How to Reinstate a Suspended North Carolina License
A suspension means you’ve lost your privileges to drive in the state of North Carolina. Those caught driving on a suspended license could lead to serious punishments including longer suspensions, fines, and even jail time.
You will receive a state-issued notice at the time of your suspension.
The state’s reasoning for your NC license suspension depends on circumstances. Common occurrences include accumulating too many points, DWI/DUI’s, and other safety violations.
Need to get your suspended license reinstated? Continue below.
My License is Suspended, Now What?
The obvious answer: avoid any driving with a suspended or revoked license.
You will need to wait for the duration of the suspension/revocation and pay fines before a license is reinstated. There are opportunities to appeal (see below) but these are special circumstances. The duration and fees depend on your activities, worse offenses cause more suspension time.
Suspensions last a few months to many years:
- 1st: 60 days (max)
- 2nd: 6 months (max)
- 3rd and more: 1-year
Problems like DWI can result in a 1-year to permanent suspension. Other suspension causes include reckless endangerment, excessive speeding, and driving without insurance. Many suspension periods last 30-days but excessive abuse can last up to 1-3 years or more!
Your suspension may also result from court sentencing and issues with other government divisions. The reinstatement procedure will need to include clearing issues with these agencies.
Why Your License (Probably) Got Suspended
The typical reasoning for a suspended license in North Carolina is accumulating too many points on your record. An NC license is suspended if you accumulate more than 12 points within 3-years. This increases to 8 points within 3 years after a suspension.
Driving while intoxicated is an automatic suspension.
Other reasons could include:
- Driving with a suspended or revoked license
- Moving violations
- Failure to appear in court
- Failure to pay fines
You can slow the suspension proceedings by taking a driver improvement course. These courses remove up to 3-points from your record. You may only take one of these courses every 5-years, so be careful with your driving! The suspension will remain on your permanent record, regardless.
Don’t understand why your license was suspended? Check the NC DOT website or give them a call to get the full details if you haven’t received a notice.
Making an Appeal
The appeal process may begin when you receive your suspension notice. This process greatly depends on the circumstances of your suspension. Whether you choose to pursue an appeal is upon you.
Appeals are made within 30-days of receiving your suspension.
You may begin the appeal by calling 919-715-7000. Or, send your information/appeal to the Driver Licensing Hearing board at the following address:
Driver License Hearings
3118 Mail Service Center
Raleigh, NC 27697
Those eligible will then proceed with the suspension reinstatement process.
Reinstating a Suspended License in North Carolina
Reinstating a suspended license may include:
- Submitting proof of insurance
- Pleading or pay traffic violation tickets
- Paying and catching-up on child support payments
- Paying mandatory files and jail time for DUI
- Retaking a traffic course or DUI program
You will better understand your requirements by talking to a DMV official.

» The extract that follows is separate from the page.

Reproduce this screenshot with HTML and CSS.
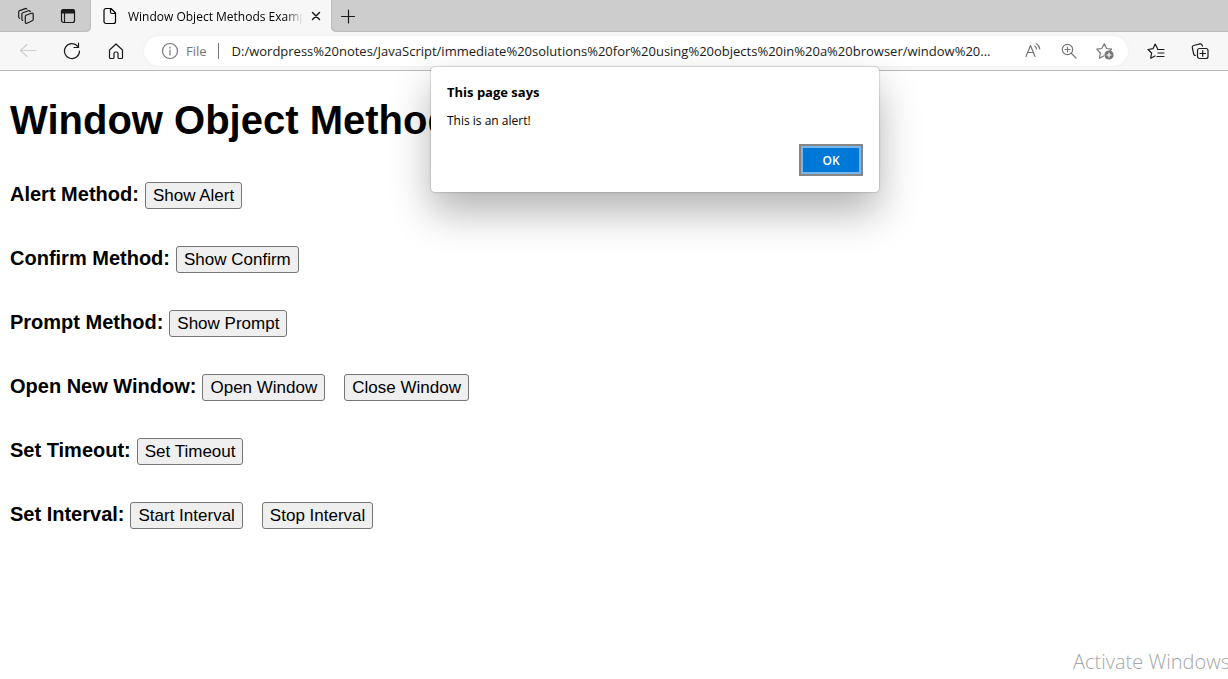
FILE: index.html
```html
<!DOCTYPE html>
<html lang="en">
<head>
    <meta charset="UTF-8">
    <meta name="viewport" content="width=device-width, initial-scale=1.0">
    <title>Window Object Methods Example</title>
    <link rel="stylesheet" href="styles.css">
</head>
<body>
    <header class="browser">
        <div class="tab-strip">
            <div class="tab-tools">
                <button class="icon-btn" aria-label="Workspaces">
                    <svg width="18" height="18" viewBox="0 0 18 18"><path d="M9 8.200l5.500-2c1-.3 1.700.1 1.700 1v5c0 .8-.3 1.300-1 1.600L10 16.200c-1 .4-1.700 0-1.700-1V9.300c0-.5.2-.9.7-1.100zM5.700 13.500c-.6-.2-.8-.6-.8-1.200V7c0-.6.3-1 .9-1.300l5.700-2c.9-.3 1.600 0 1.700.9M2.600 11.300c-.6-.2-.9-.6-.9-1.200V4.800c0-.6.300-1 .9-1.200l5.700-2c.8-.3 1.400-.1 1.600.6"/></svg>
                </button>
                <button class="icon-btn" aria-label="Tab actions">
                    <svg width="18" height="18" viewBox="0 0 18 18"><rect x="2.500" y="2.500" width="13" height="13" rx="2"/><path class="solid" d="M2.500 6V4.500a2 2 0 0 1 2-2h9a2 2 0 0 1 2 2V6z"/><path d="M5.500 6v9.500"/></svg>
                </button>
            </div>
            <div class="tab">
                <svg width="16" height="18" viewBox="0 0 16 18"><path d="M4 1.500h5l4.500 4.500v8.500a2 2 0 0 1-2 2H4a2 2 0 0 1-2-2v-11a2 2 0 0 1 2-2zM8.500 1.500V5a1.500 1.500 0 0 0 1.500 1.500h3.500"/></svg>
                <span class="tab-title">Window Object Methods Example</span>
                <button class="icon-btn tab-close" aria-label="Close tab">
                    <svg width="10" height="10" viewBox="0 0 10 10"><path d="m1.500 1.500 7 7m0-7-7 7"/></svg>
                </button>
            </div>
            <button class="icon-btn new-tab" aria-label="New tab">
                <svg width="16" height="16" viewBox="0 0 16 16"><path d="M1.500 8.500h13M8.500 2v13"/></svg>
            </button>
        </div>

        <div class="toolbar">
            <div class="nav">
                <button class="icon-btn back" aria-label="Back">
                    <svg width="18" height="18" viewBox="0 0 18 18"><path d="M17 8.500H1.500M8 2.500 1.500 8.500 8 14.500"/></svg>
                </button>
                <button class="icon-btn" aria-label="Refresh">
                    <svg width="18" height="18" viewBox="0 0 18 18"><path d="M16.500 9A7.500 7.500 0 1 1 14.800 4.300M15.500 1v4.500H11"/></svg>
                </button>
                <button class="icon-btn" aria-label="Home">
                    <svg width="18" height="18" viewBox="0 0 18 18"><path d="M2.500 8 9 2l6.500 6v7.500a1 1 0 0 1-1 1H12a1 1 0 0 1-1-1v-4a1.500 1.500 0 0 0-1.500-1.500h-1A1.500 1.500 0 0 0 7 11.500v4a1 1 0 0 1-1 1H3.500a1 1 0 0 1-1-1z"/></svg>
                </button>
            </div>
            <div class="address-bar">
                <svg width="18" height="18" viewBox="0 0 18 18"><circle cx="9" cy="9" r="7.500"/><path d="M9 8v5M9 5v1"/></svg>
                <label class="scheme" for="url">File</label>
                <input type="text" id="url" value="D:/wordpress%20notes/JavaScript/immediate%20solutions%20for%20using%20objects%20in%20a%20browser/window%20...">
                <div class="address-tools">
                    <button class="icon-btn" aria-label="Read aloud">
                        <svg width="18" height="18" viewBox="0 0 18 18"><path d="m2 14.500 4.500-11 4.500 11M3.600 10.500h5.800M11 4.200c1 .7 1.500 1.600 1.500 2.800M12.500 1.800c1.900 1.200 3 3 3.200 5.200"/></svg>
                    </button>
                    <button class="icon-btn" aria-label="Zoom">
                        <svg width="18" height="18" viewBox="0 0 18 18"><circle cx="7.500" cy="7.500" r="5.200"/><path d="m11.500 11.500 4.500 4.500M5 7.500h5M7.500 5v5"/></svg>
                    </button>
                    <button class="icon-btn" aria-label="Add to favorites">
                        <svg width="18" height="18" viewBox="0 0 18 18"><path d="m7.500 14-4 2.200.8-5.200L.8 7.200l5-.7L8.200 1.800l2.400 4.700 5 .7-1.700 1.600"/><circle class="solid" cx="13" cy="13" r="4"/><path class="plus" d="M11 13h4M13 11v4"/></svg>
                    </button>
                </div>
            </div>
            <div class="side-tools">
                <button class="icon-btn" aria-label="Favorites">
                    <svg width="18" height="18" viewBox="0 0 18 18"><path d="m8 14-4.300 2.200.9-5.200L1 7.500l5-.8L8.200 2l2.300 4.500M10.500 7.500h6.500M11 11h6M10 14.500h7"/></svg>
                </button>
                <button class="icon-btn" aria-label="Collections">
                    <svg width="18" height="18" viewBox="0 0 18 18"><rect x="6.500" y="6.500" width="10.500" height="10" rx="2"/><path d="M9 11.500h5.500M11.700 8.700v5.500M4.500 13.500c-1 0-1.600-.6-1.800-1.500L1.300 5.500c-.2-1 .3-1.800 1.300-2L9 1.900c1-.2 1.800.3 2.100 1.200l.4 1"/></svg>
                </button>
            </div>
        </div>
    </header>

    <main class="page">
        <h1>Window Object Methods Example</h1>

        <div class="method">
            <h3>Alert Method:</h3>
            <button>Show Alert</button>
        </div>
        <div class="method">
            <h3>Confirm Method:</h3>
            <button>Show Confirm</button>
        </div>
        <div class="method">
            <h3>Prompt Method:</h3>
            <button>Show Prompt</button>
        </div>
        <div class="method">
            <h3>Open New Window:</h3>
            <button>Open Window</button>
            <button>Close Window</button>
        </div>
        <div class="method">
            <h3>Set Timeout:</h3>
            <button>Set Timeout</button>
        </div>
        <div class="method">
            <h3>Set Interval:</h3>
            <button>Start Interval</button>
            <button>Stop Interval</button>
        </div>
    </main>

    <div class="alert" role="alertdialog" aria-labelledby="alertTitle">
        <div class="alert-title" id="alertTitle">This page says</div>
        <div class="alert-text">This is an alert!</div>
        <button class="ok">OK</button>
    </div>

    <div class="watermark">Activate Windows</div>
</body>
</html>
```
FILE: styles.css
```css
* {
    box-sizing: border-box;
}
body {
    margin: 0;
    min-height: 100vh;
    background: #fff;
    color: #000;
    font-family: "Liberation Sans", Arial, sans-serif;
    overflow: hidden;
}
svg {
    display: block;
    flex: none;
    fill: none;
    stroke: currentColor;
    stroke-width: 1.2;
    stroke-linecap: round;
    stroke-linejoin: round;
}
svg .solid {
    fill: currentColor;
}
svg .plus {
    stroke: #fff;
}

/* Browser window */
.browser {
    font-family: "Open Sans", "Noto Sans", sans-serif;
    background: #f7f7f7;
    border-bottom: 1px solid #b9b9b9;
}
.icon-btn {
    padding: 0;
    border: 0;
    background: none;
    color: #1b1b1b;
}
.tab-strip {
    display: flex;
    height: 32px;
    background: #f7f7f7;
}
.tab-tools {
    display: flex;
    gap: 24px;
    width: 91px;
    padding-left: 17px;
    background: #cdcdcd;
    border-bottom-right-radius: 5px;
    box-shadow: inset -1px -1px 1px #bebebe;
}
.tab {
    display: flex;
    align-items: center;
    width: 240px;
    padding: 0 10px 0 11px;
}
.tab-title {
    flex: 1;
    margin-left: 10px;
    font-size: 12px;
    white-space: nowrap;
    overflow: hidden;
    mask-image: linear-gradient(to right, #000 90%, transparent);
}
.tab-close {
    margin-left: 8px;
}
.tab-close svg {
    stroke-width: 1.5;
}
.new-tab {
    flex: 1;
    padding-left: 9px;
    background: #cdcdcd;
    border-bottom-left-radius: 5px;
    box-shadow: inset 1px -1px 1px #bebebe;
}
.toolbar {
    display: flex;
    align-items: center;
    height: 38px;
    padding-right: 19px;
}
.nav {
    display: flex;
    gap: 26px;
    width: 144px;
    padding-left: 19px;
}
.nav .back {
    color: #cfcfcf;
}
.address-bar {
    display: flex;
    flex: 1;
    align-items: center;
    height: 30px;
    padding: 0 14px 0 17px;
    border-radius: 15px;
    background: #fff;
    box-shadow: 0 0 3px #e8e8e8;
    color: #767676;
    font-size: 13px;
}
.scheme {
    margin-left: 7px;
    padding-right: 11px;
    border-right: 1px solid #767676;
    line-height: 16px;
}
.address-bar input {
    flex: 1;
    min-width: 0;
    margin-left: 13px;
    padding: 0;
    border: 0;
    outline: 0;
    background: none;
    color: #1b1b1b;
    font: inherit;
    text-overflow: ellipsis;
}
.address-tools {
    display: flex;
    gap: 18px;
    margin-left: 16px;
}
.address-tools .icon-btn {
    color: #767676;
}
.side-tools {
    display: flex;
    gap: 26px;
    margin-left: 19px;
}

/* Page content */
.page {
    padding: 26px 10px;
}
h1 {
    margin: 0 0 39px;
    font-size: 40px;
    line-height: 46px;
}
.method {
    display: flex;
    align-items: baseline;
    height: 27px;
    margin-bottom: 37px;
}
.method h3 {
    margin: 0;
    font-size: 20px;
    line-height: 22px;
}
.method button {
    height: 27px;
    margin-left: 6px;
    padding: 0 7px;
    border: 1px solid #767676;
    border-radius: 3px;
    background: #efefef;
    color: #000;
    font-family: inherit;
    font-size: 17px;
    line-height: 20px;
}
.method button + button {
    margin-left: 19px;
}

/* Alert box */
.alert {
    position: absolute;
    top: 67px;
    left: 431px;
    display: flex;
    flex-direction: column;
    width: 448px;
    padding: 16px;
    border-radius: 4px;
    background: #fff;
    box-shadow: 0 0 2px rgba(0, 0, 0, 0.4), 0 20px 40px rgba(0, 0, 0, 0.3);
    font-family: "Open Sans", "Noto Sans", sans-serif;
}
.alert-title {
    font-size: 13px;
    font-weight: bold;
    line-height: 18px;
}
.alert-text {
    margin-top: 12px;
    font-size: 12px;
    line-height: 16px;
}
.ok {
    align-self: flex-end;
    width: 64px;
    height: 32px;
    margin-top: 15px;
    border: 2px solid #858585;
    background: #0078d7;
    box-shadow: inset 0 0 0 2px #79b6ea;
    color: #fff;
    font-family: inherit;
    font-size: 12px;
    font-weight: 600;
}
.watermark {
    position: absolute;
    right: 0;
    bottom: 4px;
    width: 155px;
    overflow: hidden;
    color: #a6a6a6;
    font-family: "Open Sans", "Noto Sans", sans-serif;
    font-size: 20px;
    font-weight: 300;
    line-height: 26px;
    white-space: nowrap;
}
```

What you’ll typically do when reinstating a license:
- Visit a NC DMV office with your notice
- Provide proof of ID
- Driver’s license
- Pay any necessary fees including:
- Restoration: $65
- Restoration (DWI): $130
- Service: $50
You will also need to clear any payments with court related to your licensing. Or, any non-driving issues on your permanent record. This is all very identical to the license renewal process.
Limited Driving Permits
North Carolina does show some leniency with suspended driver’s licenses if the suspension was not the result of a DWI, have pending charges, and/or a history of repeat offenses. Those eligible can file a petition (much like an appeal) to the county’s district court.
The limited permit is typically revoked if you violate the terms of your condition.